Recently, circumstances of my life have unfolded in such a way that I can no longer remain in the known and things can no longer go according to a plan. It’s not until you’re standing naked and vulnerable with all that you thought you knew stripped away, that you really are forced to practice, live and breathe that profound level of trust.
I have struggled with faith my entire life. Trusting the unknown. Trusting family, friends and significant others. Trusting myself. Trusting that if I let go of control and the white-knuckled grip, I will be safe and my needs will be met. I’ve made substantial progress on this particular journey over the past few years. But the strengthening in my faith has not come from trying to attain it or by working to become more trusting. Rather, it has naturally arisen as a result of coming to know myself in a greater, deeper and much more profound way.

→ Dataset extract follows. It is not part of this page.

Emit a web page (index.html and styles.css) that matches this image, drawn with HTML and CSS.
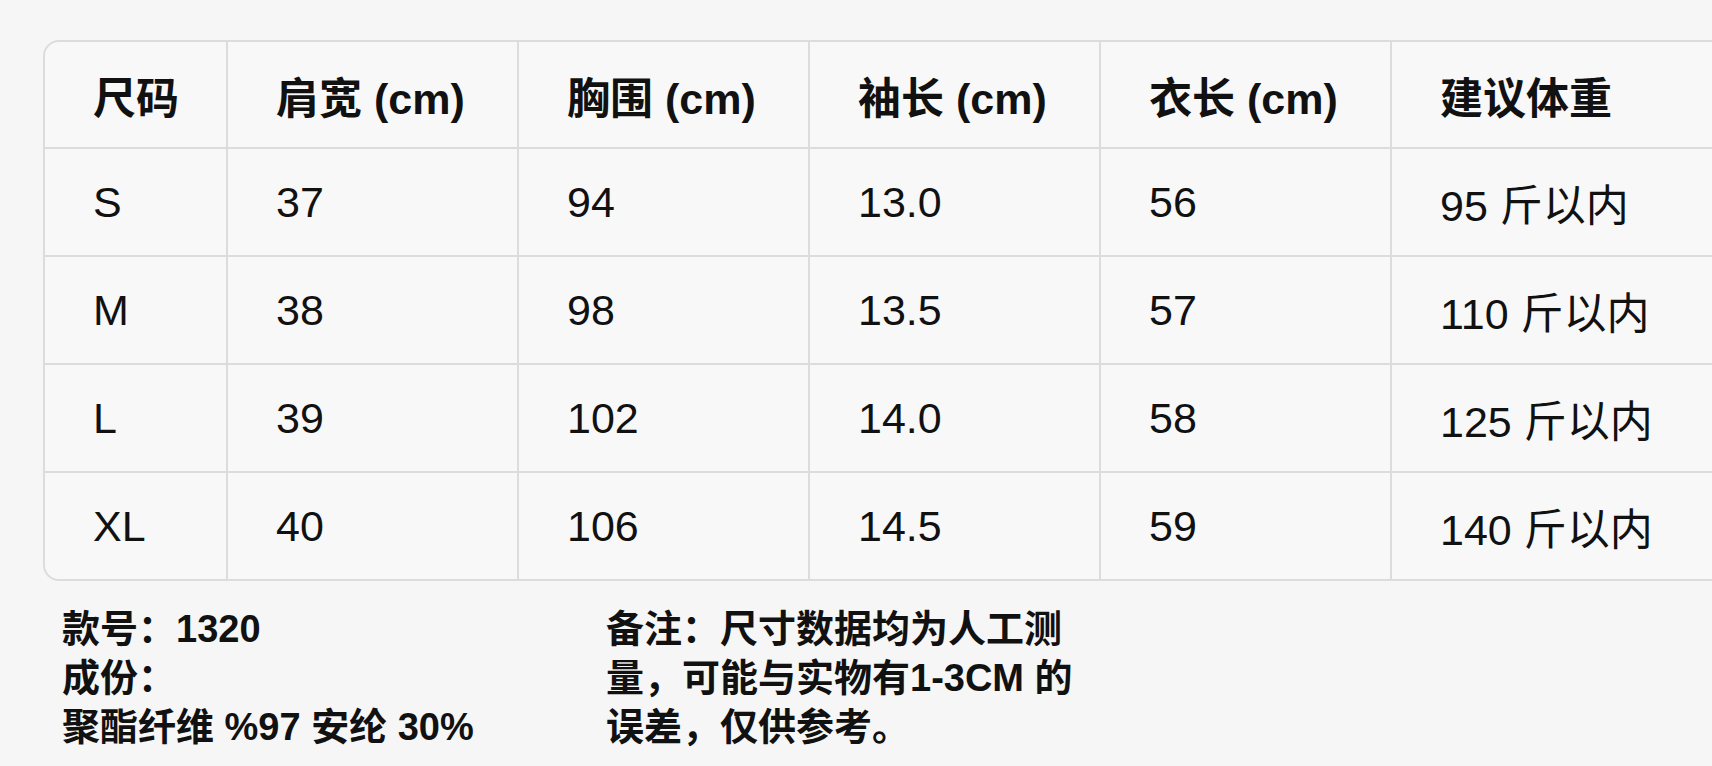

Because when you walk with faith, you walk with feeling. You make decisions based on your delicate inner whispers, the energy that tugs at your heart and calls you towards what you love. What others say becomes irrelevant; nothing sways you. To live with faith is to know who you truly are. And there is a fine line between letting energy flow and grasping too tightly to intention. There’s an ease and grace with allowing; there’s no need to force an outcome. It’s hard to remember this at the beginning of the year when everything is go, go, go — resolutions, goals, change this, change that, new year, new you. It’s a forced, frenetic energy. What if it was all easy? Why do we choose to make things so complicated?
Today, I release the need to know, control or to see any further ahead than this very moment, right now. It will be easy and I will enjoy the ride.